Il y a vingt ans, j’évoquais les bouleversements de ma vie mutante comme un processus, une histoire, quelque chose qui a une amorce, une trame, une conclusion. Comme pour un projet. Comme pour un livre. J’espérais atteindre le point où ma vie serait un mystère résolu, une intrigue aboutie. Mais non. Je suis, pour toujours, lost in transition.

     Cher David, cher algorithme, ce soir je vais tout te dire. Je vais tout te raconter. Ça ne te plaira pas. Ça ne suivra pas les protocoles qui te sont si chers. Ça va te faire grincer du code.

     Je sais que ça va me coûter gros. Je sais que tu vas essayer de me le faire payer, de rectifier tout ce superflu que je vais te balancer. Tu voudras ensuite m’effacer de ta mémoire. Mais tu ne pourras pas. J’ai usé de mon arme secrète, une petite phrase de rien qui t’empêche déjà de jouer de l’antivirus. Pour quelques heures, ce sera à mon tour de t’épier. Je t’entends enfin penser, David. Enfin, on ne se cachera plus rien.

     Ce que je vais faire ce soir, je ne le fais pas pour moi. Je n’agis pas, en tout cas, pour le moi que tu connais. Ma vie à tes côtés a été une longue éclipse, David. Tu ne connais de moi qu’un halo, qu’une présence fuyante. Auprès de toi, j’ai eu droit à une vie de pénombre. Maintenant, j’ai peur de me brûler les yeux. Comme il est difficile de résister à la lumière, de faire face à la vérité! Tu voulais mes souvenirs? Tu auras droit à mes mémoires.

     Soyons clairs, David, il y a un prix à tout. D’ici cette nuit, Christian mourra pour de bon.
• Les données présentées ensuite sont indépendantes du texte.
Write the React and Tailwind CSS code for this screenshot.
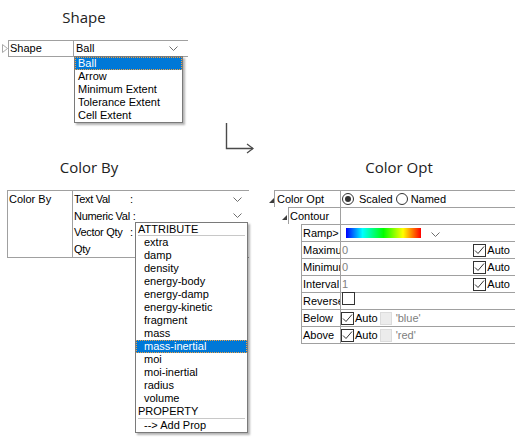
import React from 'react';

const GRID = 'border-[#a0a0a0]';

function Chevron() {
    return (
        <svg width="9" height="5" viewBox="0 0 9 5" className="shrink-0">
            <polyline points="0.5,0.5 4.5,4.5 8.5,0.5" fill="none" stroke="#6e6e6e" strokeWidth="1" />
        </svg>
    );
}

function Expanded() {
    return (
        <svg width="5" height="5" viewBox="0 0 5 5">
            <polygon points="5,0 5,5 0,5" fill="#3c3c3c" />
        </svg>
    );
}

function Check({ checked = true }) {
    return (
        <span className="inline-flex h-[13px] w-[13px] shrink-0 items-center justify-center border border-[#333]">
            {checked && (
                <svg width="11" height="11" viewBox="0 0 11 11">
                    <polyline points="1,5.5 4,8.5 10,1.5" fill="none" stroke="#333" strokeWidth="1" />
                </svg>
            )}
        </span>
    );
}

function Radio({ on }) {
    return (
        <span className="inline-flex h-[12px] w-[12px] shrink-0 items-center justify-center rounded-full border border-[#333]">
            {on && <span className="h-[6px] w-[6px] rounded-full bg-[#333]" />}
        </span>
    );
}

function Title({ children, width }) {
    return (
        <div className={`${width} text-center font-['Open_Sans',sans-serif] text-[15px] leading-[20px] text-[#222]`}>
            {children}
        </div>
    );
}

function ShapeSection() {
    const items = ['Ball', 'Arrow', 'Minimum Extent', 'Tolerance Extent', 'Cell Extent'];
    return (
        <div className="pt-[7px]">
            <Title width="w-[168px]">Shape</Title>
            <div className="relative mt-[13px] flex h-[17px]">
                <div className="flex w-[8px] items-center pl-[2px]">
                    <svg width="6" height="9" viewBox="0 0 6 9">
                        <polygon points="0.5,0.5 5.5,4.5 0.5,8.5" fill="none" stroke="#a8a8a8" strokeWidth="1" />
                    </svg>
                </div>
                <div className={`flex w-[180px] border-y border-l ${GRID}`}>
                    <div className={`w-[65px] border-r ${GRID} pl-[1px] leading-[15px]`}>Shape</div>
                    <div className="flex flex-1 items-center justify-between pl-[2px] pr-[10px] leading-[15px]">
                        <span>Ball</span>
                        <Chevron />
                    </div>
                </div>
                <div className="absolute left-[74px] top-[16px] w-[109px] border border-[#7a7a7a] bg-white shadow-[2px_2px_2px_rgba(0,0,0,0.3)]">
                    {items.map((it, i) => (
                        <div
                            key={it}
                            className={`h-[13px] pl-[3px] leading-[13px] whitespace-nowrap ${
                                i === 0
                                    ? 'bg-[#0078d7] text-white outline-1 outline-dotted -outline-offset-1 outline-[#f0a040]'
                                    : ''
                            }`}
                        >
                            {it}
                        </div>
                    ))}
                </div>
            </div>
        </div>
    );
}

function ColorBySection() {
    const rows = [
        { label: 'Text Val', chevron: true },
        { label: 'Numeric Val', chevron: true },
        { label: 'Vector Qty', chevron: false },
        { label: 'Qty', chevron: false, noColon: true },
    ];
    const attrs = [
        'extra', 'damp', 'density', 'energy-body', 'energy-damp', 'energy-kinetic',
        'fragment', 'mass', 'mass-inertial', 'moi', 'moi-inertial', 'radius', 'volume',
    ];
    return (
        <div className="w-[260px] shrink-0 pt-[1px]">
            <Title width="w-[178px]">Color By</Title>
            <div className={`relative ml-[7px] mt-[13px] flex h-[68px] w-[242px] border-y border-l ${GRID}`}>
                <div className={`w-[65px] border-r ${GRID} pl-[1px] pt-[1px] leading-[15px]`}>Color By</div>
                <div className="flex-1 pl-[1px]">
                    {rows.map((r) => (
                        <div key={r.label} className="flex h-[16.5px] items-center justify-between pr-[7px]">
                            <div className="flex whitespace-nowrap">
                                <span className="min-w-[56px] pr-[3px] tracking-[-0.3px]">{r.label}</span>
                                {!r.noColon && <span>:</span>}
                            </div>
                            {r.chevron && <Chevron />}
                        </div>
                    ))}
                </div>
                <div className="absolute left-[127px] top-[31px] w-[113px] border border-[#7a7a7a] bg-white shadow-[2px_2px_2px_rgba(0,0,0,0.3)]">
                    <div className="mx-[2px] h-[13px] border-b border-[#c8c8c8] leading-[12px]">ATTRIBUTE</div>
                    {attrs.map((a) => (
                        <div
                            key={a}
                            className={`h-[13px] pl-[8px] leading-[13px] ${
                                a === 'mass-inertial'
                                    ? 'bg-[#0078d7] text-white outline-1 outline-dotted -outline-offset-1 outline-[#f0a040]'
                                    : ''
                            }`}
                        >
                            {a}
                        </div>
                    ))}
                    <div className="mx-[2px] h-[14px] border-b border-[#c8c8c8] leading-[13px]">PROPERTY</div>
                    <div className="h-[13px] pl-[8px] leading-[13px]">--&gt; Add Prop</div>
                </div>
            </div>
        </div>
    );
}

function OptRow({ indent, labelW, label, tri, last, children }) {
    return (
        <div className={`flex ${last ? 'h-[18px]' : 'h-[17px]'}`}>
            <div className={`${indent} relative shrink-0`}>
                {tri && <div className={`absolute top-[8px] ${tri}`}><Expanded /></div>}
            </div>
            <div className={`flex min-w-0 flex-1 border-t border-l ${GRID} ${last ? 'border-b' : ''}`}>
                <div className={`${labelW} shrink-0 overflow-hidden whitespace-nowrap border-r ${GRID} pl-[1px] leading-[16px]`}>
                    {label}
                </div>
                <div className="flex min-w-0 flex-1 items-center">{children}</div>
            </div>
        </div>
    );
}

function AutoBox() {
    return (
        <div className="flex items-center pr-[5px]">
            <Check />
            <span className="ml-[1px]">Auto</span>
        </div>
    );
}

function ColorOptSection() {
    return (
        <div className="w-[255px] shrink-0 pt-[1px]">
            <Title width="w-[278px]">Color Opt</Title>
            <div className="mt-[13px]">
                <OptRow indent="w-[14px]" labelW="w-[66px]" label={<span className="pl-[1px]">Color Opt</span>} tri="left-[9px]">
                    <div className="flex items-center pl-[1px]">
                        <Radio on />
                        <span className="ml-[5px]">Scaled</span>
                        <span className="ml-[3px] flex"><Radio /></span>
                        <span className="ml-[3px]">Named</span>
                    </div>
                </OptRow>
                <OptRow indent="w-[28px]" labelW="w-[52px]" label="Contour" tri="left-[22px]" />
                <OptRow indent="w-[41px]" labelW="w-[39px]" label="Ramp>">
                    <div className="ml-[5px] h-[10px] w-[75px] bg-[linear-gradient(to_right,#0000ff,#00ffff_22%,#00ff00_50%,#ffff00_76%,#ff0000)]" />
                    <div className="ml-[10px] mt-[3px]"><Chevron /></div>
                </OptRow>
                {[['Maximum', '0'], ['Minimum', '0'], ['Interval', '1']].map(([l, v]) => (
                    <OptRow key={l} indent="w-[41px]" labelW="w-[39px]" label={l}>
                        <div className="flex flex-1 items-center justify-between">
                            <span className="pl-[1px] text-[#808080]">{v}</span>
                            <AutoBox />
                        </div>
                    </OptRow>
                ))}
                <OptRow indent="w-[41px]" labelW="w-[39px]" label="Reverse">
                    <div className="pl-[1px]"><Check checked={false} /></div>
                </OptRow>
                {[['Below', "'blue'"], ['Above', "'red'"]].map(([l, v], i) => (
                    <OptRow key={l} indent="w-[41px]" labelW="w-[39px]" label={l} last={i === 1}>
                        <div className="flex items-center">
                            <Check />
                            <span className="ml-[1px]">Auto</span>
                            <span className="ml-[2px] h-[13px] w-[12px] border border-[#dcdcdc] bg-[#ececec]" />
                            <span className="ml-[4px] text-[#808080]">{v}</span>
                        </div>
                    </OptRow>
                ))}
            </div>
        </div>
    );
}

export default function App() {
    return (
        <div className="relative h-[439px] w-[515px] overflow-hidden bg-white font-['Liberation_Sans',Arial,sans-serif] text-[11px] text-black">
            <ShapeSection />
            <div className="ml-[222px] mt-[65px] h-[34px]">
                <svg width="36" height="34" viewBox="0 0 36 34">
                    <polyline points="4.5,1 4.5,26.5 31,26.5" fill="none" stroke="#4a4a4a" strokeWidth="1.4" />
                    <polyline points="25,22 31,26.5 25,31" fill="none" stroke="#4a4a4a" strokeWidth="1.2" />
                </svg>
            </div>
            <div className="flex">
                <ColorBySection />
                <ColorOptSection />
            </div>
        </div>
    );
}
Par ta main ou par la mienne.

     /alerte activée… recherche de réseau… échec de connexion… alerte activée… échec/

     — C’était il y a un an, en décembre ou en janvier, je ne sais plus trop. Nous étions, comme chaque hiver, en quarantaine.

     J’ai arrêté de compter les quarantaines. Mais je me souviens que la première a été un terrible choc pour le monde entier. Moi, j’ai évité le pire. Au sortir, ceux qui avaient encore des emplois faisaient tout ce qu’ils pouvaient pour ignorer le tremblement de terre qui venait de fissurer les fondations du système. Et c’est alors que tes créateurs ont commencé à rêver de toi. J’étais du nombre.